PROBLEM STATEMENT: Within the listing below, locate all lines containing the word "styles". Copy each one.

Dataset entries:

# # # #

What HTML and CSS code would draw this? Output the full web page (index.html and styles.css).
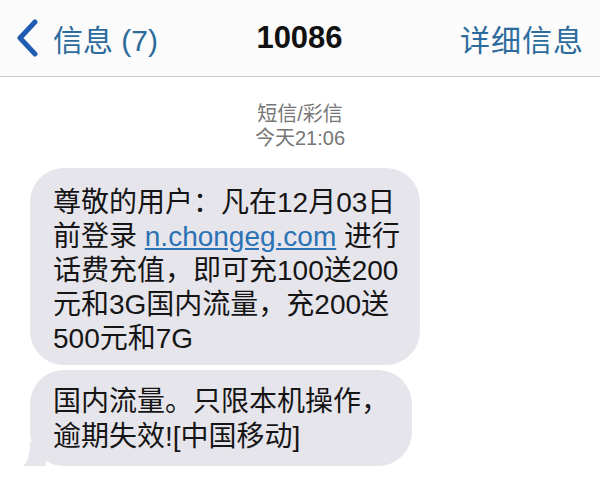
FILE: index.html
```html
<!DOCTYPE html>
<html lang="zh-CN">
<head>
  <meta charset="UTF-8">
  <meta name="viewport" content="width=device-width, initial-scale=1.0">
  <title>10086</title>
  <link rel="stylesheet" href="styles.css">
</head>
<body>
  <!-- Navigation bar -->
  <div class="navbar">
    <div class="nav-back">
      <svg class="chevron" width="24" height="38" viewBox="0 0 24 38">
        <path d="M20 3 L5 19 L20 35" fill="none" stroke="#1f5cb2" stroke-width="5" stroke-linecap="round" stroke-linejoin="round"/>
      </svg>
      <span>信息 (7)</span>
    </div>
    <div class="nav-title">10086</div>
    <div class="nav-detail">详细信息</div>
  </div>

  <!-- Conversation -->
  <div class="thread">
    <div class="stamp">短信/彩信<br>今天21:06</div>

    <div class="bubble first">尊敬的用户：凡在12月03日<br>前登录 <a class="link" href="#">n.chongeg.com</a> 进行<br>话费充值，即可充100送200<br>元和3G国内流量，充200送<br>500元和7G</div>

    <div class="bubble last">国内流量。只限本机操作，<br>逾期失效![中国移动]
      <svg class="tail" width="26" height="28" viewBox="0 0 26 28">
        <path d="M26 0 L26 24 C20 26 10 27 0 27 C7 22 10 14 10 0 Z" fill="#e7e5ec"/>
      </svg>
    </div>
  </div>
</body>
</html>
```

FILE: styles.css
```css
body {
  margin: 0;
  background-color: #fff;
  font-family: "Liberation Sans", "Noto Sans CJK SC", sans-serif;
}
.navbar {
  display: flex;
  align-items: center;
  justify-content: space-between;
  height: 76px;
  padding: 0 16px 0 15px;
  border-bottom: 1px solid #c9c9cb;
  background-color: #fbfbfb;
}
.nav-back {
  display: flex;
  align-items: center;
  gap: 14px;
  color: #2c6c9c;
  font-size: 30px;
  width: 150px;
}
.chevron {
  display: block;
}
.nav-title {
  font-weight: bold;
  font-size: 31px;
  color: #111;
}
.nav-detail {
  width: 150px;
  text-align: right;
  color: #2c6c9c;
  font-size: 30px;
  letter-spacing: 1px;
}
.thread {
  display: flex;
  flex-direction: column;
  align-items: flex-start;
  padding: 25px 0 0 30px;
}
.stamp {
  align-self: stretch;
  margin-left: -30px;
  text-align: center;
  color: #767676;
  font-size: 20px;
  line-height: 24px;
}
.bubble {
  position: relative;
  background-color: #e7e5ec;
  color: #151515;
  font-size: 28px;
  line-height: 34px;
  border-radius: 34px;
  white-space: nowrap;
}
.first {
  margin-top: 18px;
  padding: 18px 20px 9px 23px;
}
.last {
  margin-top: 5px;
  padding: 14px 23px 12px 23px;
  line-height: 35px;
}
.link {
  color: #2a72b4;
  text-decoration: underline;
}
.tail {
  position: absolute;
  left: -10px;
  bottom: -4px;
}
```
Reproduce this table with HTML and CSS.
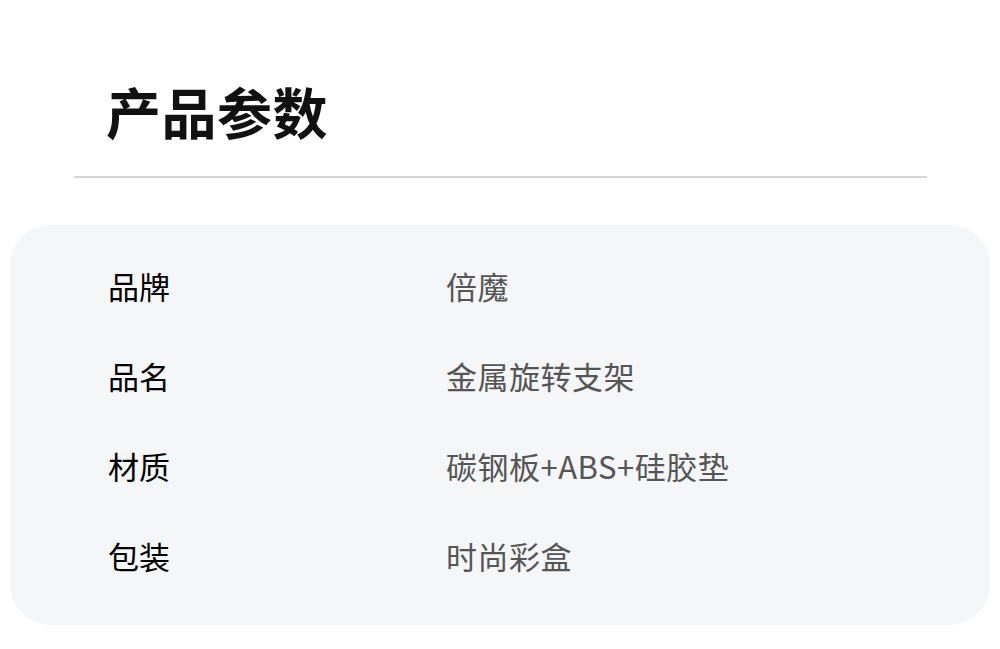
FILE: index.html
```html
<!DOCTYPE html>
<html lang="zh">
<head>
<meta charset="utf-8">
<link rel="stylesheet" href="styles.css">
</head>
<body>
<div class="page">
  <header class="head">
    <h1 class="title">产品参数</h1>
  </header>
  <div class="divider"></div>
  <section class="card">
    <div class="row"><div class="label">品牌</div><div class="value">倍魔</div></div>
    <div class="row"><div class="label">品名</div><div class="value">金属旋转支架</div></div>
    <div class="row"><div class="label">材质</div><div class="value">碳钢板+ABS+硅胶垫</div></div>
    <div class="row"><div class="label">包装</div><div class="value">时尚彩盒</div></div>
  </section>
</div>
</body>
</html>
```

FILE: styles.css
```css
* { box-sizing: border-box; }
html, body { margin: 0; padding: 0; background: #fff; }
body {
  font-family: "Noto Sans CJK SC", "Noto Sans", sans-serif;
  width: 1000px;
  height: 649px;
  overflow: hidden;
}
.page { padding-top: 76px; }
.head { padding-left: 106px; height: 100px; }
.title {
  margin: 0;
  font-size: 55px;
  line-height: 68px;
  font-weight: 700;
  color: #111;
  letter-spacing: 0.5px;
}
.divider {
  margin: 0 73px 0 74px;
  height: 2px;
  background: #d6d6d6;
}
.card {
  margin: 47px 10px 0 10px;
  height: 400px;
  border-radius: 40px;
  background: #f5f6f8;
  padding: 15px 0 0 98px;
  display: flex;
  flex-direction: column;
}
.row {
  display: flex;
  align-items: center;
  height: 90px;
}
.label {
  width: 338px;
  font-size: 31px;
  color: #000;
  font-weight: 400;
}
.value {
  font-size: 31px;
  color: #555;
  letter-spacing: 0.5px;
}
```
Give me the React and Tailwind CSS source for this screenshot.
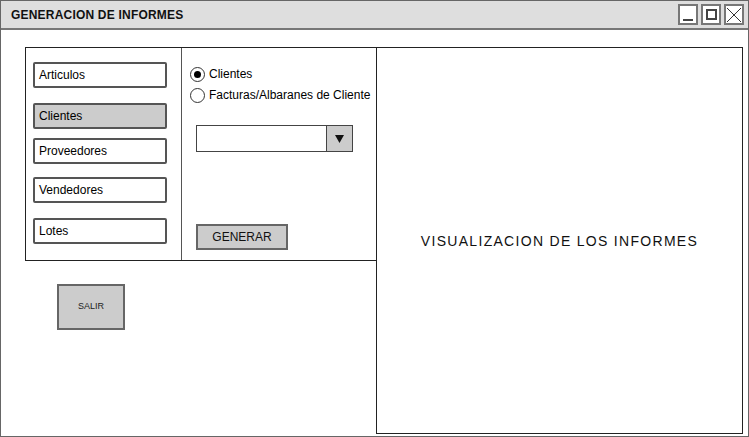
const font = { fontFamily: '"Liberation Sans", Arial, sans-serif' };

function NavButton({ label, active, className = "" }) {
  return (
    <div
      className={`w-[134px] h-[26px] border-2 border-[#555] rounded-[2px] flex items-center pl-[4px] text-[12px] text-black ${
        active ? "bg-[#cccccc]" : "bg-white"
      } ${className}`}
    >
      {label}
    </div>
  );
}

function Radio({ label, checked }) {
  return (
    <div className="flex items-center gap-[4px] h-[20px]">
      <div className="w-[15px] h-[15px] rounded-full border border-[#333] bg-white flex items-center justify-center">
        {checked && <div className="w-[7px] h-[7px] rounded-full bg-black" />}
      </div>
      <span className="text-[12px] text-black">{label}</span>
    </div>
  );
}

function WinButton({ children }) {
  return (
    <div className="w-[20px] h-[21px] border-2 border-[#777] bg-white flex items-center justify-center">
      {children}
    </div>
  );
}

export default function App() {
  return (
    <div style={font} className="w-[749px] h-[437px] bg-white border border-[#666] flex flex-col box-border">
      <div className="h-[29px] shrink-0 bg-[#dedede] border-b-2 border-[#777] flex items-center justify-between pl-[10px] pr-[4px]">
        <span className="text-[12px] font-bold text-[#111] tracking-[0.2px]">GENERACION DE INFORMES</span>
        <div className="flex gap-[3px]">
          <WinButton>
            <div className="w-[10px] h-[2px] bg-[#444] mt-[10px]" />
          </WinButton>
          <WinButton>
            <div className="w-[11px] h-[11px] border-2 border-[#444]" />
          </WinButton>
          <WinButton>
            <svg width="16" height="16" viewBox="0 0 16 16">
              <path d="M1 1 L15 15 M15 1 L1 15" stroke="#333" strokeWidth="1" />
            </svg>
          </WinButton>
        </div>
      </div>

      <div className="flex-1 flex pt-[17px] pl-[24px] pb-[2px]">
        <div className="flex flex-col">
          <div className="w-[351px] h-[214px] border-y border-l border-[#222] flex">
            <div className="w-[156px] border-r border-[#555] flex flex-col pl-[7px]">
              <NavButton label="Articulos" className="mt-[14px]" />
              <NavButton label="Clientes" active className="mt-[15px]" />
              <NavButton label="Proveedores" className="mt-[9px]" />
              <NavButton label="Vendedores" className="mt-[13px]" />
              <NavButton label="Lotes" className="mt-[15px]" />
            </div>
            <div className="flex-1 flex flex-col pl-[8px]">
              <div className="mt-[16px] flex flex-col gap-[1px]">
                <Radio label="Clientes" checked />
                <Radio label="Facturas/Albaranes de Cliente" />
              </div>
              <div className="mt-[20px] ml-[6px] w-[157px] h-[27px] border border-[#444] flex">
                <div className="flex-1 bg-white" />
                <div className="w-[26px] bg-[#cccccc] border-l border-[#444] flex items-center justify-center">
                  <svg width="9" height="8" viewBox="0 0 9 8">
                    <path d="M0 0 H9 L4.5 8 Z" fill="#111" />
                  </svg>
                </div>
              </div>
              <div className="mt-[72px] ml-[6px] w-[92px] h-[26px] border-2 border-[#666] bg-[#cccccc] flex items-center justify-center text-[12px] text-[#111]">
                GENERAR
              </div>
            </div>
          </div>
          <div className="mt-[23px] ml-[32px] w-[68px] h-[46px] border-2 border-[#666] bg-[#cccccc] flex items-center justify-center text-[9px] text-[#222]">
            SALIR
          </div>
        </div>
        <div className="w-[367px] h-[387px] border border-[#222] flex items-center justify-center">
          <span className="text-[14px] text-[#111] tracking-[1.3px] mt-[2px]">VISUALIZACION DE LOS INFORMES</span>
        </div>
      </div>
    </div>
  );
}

# # # #

SOLVED PROBLEM:
What HTML and CSS code would draw this? Output the full web page (index.html and styles.css).
  <link rel="stylesheet" href="styles.css">
FILE: styles.css
<link rel="stylesheet" href="styles.css">
FILE: styles.css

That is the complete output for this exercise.